On doit donc affirmer que chaque réalité de l’Eglise, à des niveaux différents, a sa dimension spirituelle et sa dimension charismatique. Concevoir les structures pastorales diocésaines comme de simples organisations institutionnelles serait une erreur. Une erreur également de cloisonner les mouvements ecclésiaux dans un cadre purement charismatique, dépourvu de toute référence institutionnelle.
Zenit – Et où serait la responsabilité de l’évêque dans cette recherche de complémentarité ?
P. A. Cattaneo – L’importance que le ministère sacré soit perçu et vécu de manière charismatique a été soulignée par le cardinal Ratzinger, qui a d’ailleurs relevé que là où il est vécu de cette façon « il n’y a pas de rigidité institutionnelle mais une ouverture intérieure au charisme, l’art de ressentir intérieurement l’Esprit Saint et son action […] et que des chemins fructueux de collaboration peuvent être discernés dans l’Esprit Saint ». Il a mis en garde contre le danger d’une excessive institutionnalisation.
L’Eglise a certes besoin de structures pour organiser, administrer, et d’institutions de droit purement humain aussi, mais si ces institutions « deviennent vraiment trop nombreuses et trop prépondérantes, elles mettent en danger l’ordre et la vitalité de sa nature spirituelle.
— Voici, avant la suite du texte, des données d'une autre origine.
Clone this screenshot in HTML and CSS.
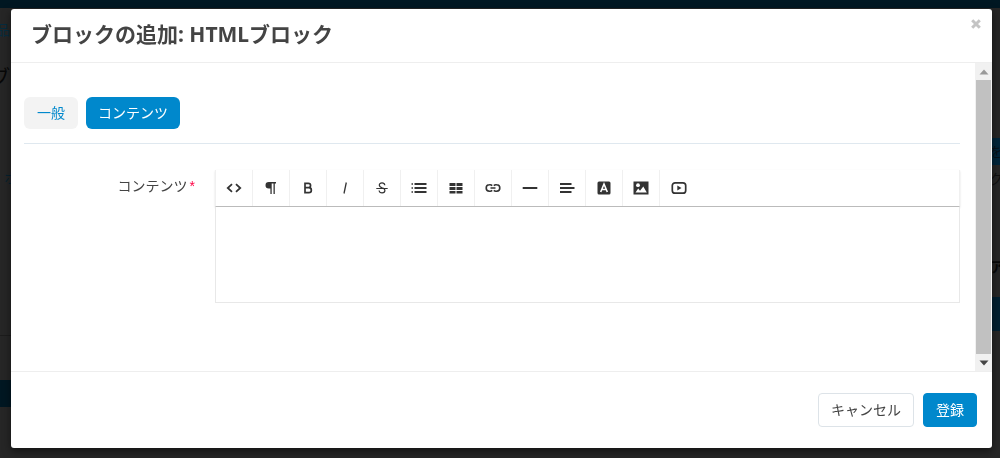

L’Église doit continuellement vérifier sa propre structure institutionnelle, afin qu’elle ne s’alourdisse pas inutilement et ne s’endurcisse jusqu’à devenir une sorte de carapace qui étouffe sa véritable vie spirituelle ».
Zenit – Vous avez conclu en disant de l’évêque qu’il est un serviteur de l’Esprit. Que voulez-vous dire ?
P. A. Cattaneo – L’évêque est le premier ministre de l’Esprit Sanctificateur. Il exerce une fonction de modérateur, d’episkopé, au service de l’Esprit du Christ, veillant à ce que les différentes initiatives apostoliques issues des charismes soient menées dans la concorde et qu’elles contribuent à l’édification de l’Eglise, dans la fidélité de la tradition apostolique. Son pouvoir ne doit donc pas être vu comme un centre de plénitude d’où s’écoulent tous les ministères et toutes les initiatives apostoliques dans son Eglise, mais comme le centre qui unifie, coordonne, encourage, promeut et modère, toujours conscient de la responsabilité qui lui incombe, c’est-à-dire appuyer l’action multiforme de l’Esprit.